» **Task prompt**
Every line that holds "screenshot" should be shown.

» **Input rows**
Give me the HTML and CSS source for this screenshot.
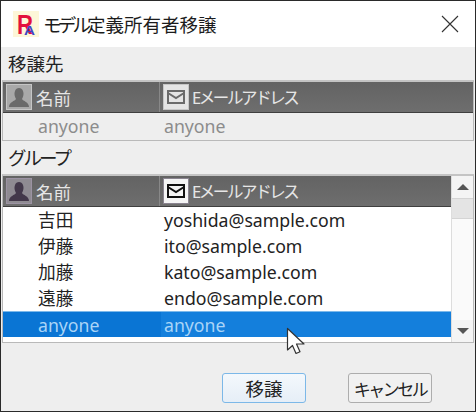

--

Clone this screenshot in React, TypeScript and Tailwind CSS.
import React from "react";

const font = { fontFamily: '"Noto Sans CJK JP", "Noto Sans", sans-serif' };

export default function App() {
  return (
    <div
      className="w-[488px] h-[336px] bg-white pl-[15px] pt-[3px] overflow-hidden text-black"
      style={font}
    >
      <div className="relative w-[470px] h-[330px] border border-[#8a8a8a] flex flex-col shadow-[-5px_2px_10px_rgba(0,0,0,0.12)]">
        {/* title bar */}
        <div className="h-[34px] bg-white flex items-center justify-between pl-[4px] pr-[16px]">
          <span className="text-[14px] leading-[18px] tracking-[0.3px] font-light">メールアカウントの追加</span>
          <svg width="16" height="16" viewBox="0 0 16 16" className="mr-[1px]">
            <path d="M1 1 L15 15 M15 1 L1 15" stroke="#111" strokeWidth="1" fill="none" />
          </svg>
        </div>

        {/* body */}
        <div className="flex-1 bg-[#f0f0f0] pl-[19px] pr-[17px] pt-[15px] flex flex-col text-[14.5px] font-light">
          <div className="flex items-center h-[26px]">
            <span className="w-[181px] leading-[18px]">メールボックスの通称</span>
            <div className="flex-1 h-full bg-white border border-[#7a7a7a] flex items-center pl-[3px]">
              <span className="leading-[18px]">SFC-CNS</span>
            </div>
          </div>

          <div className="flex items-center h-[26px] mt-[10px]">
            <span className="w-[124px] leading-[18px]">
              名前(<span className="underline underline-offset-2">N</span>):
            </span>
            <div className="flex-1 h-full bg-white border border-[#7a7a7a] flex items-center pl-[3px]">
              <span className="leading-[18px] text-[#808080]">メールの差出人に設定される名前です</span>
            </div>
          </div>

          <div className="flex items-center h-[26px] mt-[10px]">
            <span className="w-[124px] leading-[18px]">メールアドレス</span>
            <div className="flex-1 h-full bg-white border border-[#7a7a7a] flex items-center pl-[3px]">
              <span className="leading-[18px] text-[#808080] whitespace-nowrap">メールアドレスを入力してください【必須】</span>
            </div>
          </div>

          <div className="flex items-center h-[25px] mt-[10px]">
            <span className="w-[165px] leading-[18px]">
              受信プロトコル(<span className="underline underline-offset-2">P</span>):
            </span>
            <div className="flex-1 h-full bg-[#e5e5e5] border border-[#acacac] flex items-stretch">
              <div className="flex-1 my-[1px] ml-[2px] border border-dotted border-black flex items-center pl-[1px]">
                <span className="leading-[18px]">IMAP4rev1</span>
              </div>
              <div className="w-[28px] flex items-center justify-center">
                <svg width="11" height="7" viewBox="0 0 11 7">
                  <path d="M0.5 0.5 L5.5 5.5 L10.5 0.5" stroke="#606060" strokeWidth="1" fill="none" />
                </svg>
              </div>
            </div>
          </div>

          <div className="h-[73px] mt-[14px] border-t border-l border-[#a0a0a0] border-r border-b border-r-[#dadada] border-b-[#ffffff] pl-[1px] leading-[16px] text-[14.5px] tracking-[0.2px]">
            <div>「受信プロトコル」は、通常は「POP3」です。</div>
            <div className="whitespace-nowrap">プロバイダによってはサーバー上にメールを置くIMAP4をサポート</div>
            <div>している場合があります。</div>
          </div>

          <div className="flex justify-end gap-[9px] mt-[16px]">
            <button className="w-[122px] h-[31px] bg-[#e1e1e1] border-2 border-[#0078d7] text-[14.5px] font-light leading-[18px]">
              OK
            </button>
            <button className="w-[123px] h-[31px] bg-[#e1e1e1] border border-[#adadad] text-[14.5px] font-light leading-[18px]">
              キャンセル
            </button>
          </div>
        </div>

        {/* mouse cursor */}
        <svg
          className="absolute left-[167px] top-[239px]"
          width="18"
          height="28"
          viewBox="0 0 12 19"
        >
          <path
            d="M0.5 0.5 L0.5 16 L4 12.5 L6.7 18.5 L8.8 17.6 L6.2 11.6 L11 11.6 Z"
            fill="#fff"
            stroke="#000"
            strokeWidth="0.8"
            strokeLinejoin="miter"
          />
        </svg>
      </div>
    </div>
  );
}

--

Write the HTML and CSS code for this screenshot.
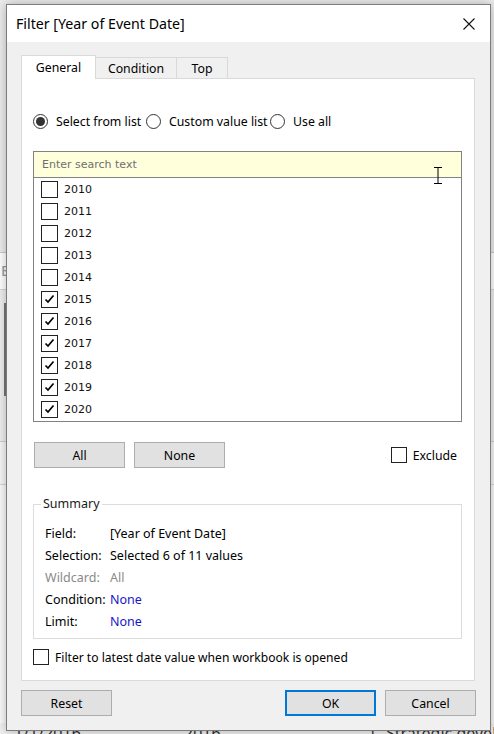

» **Completed exercise**
Give me the HTML and CSS source for this screenshot.
Clone this screenshot in React, TypeScript and Tailwind CSS.
Write the HTML and CSS code for this screenshot.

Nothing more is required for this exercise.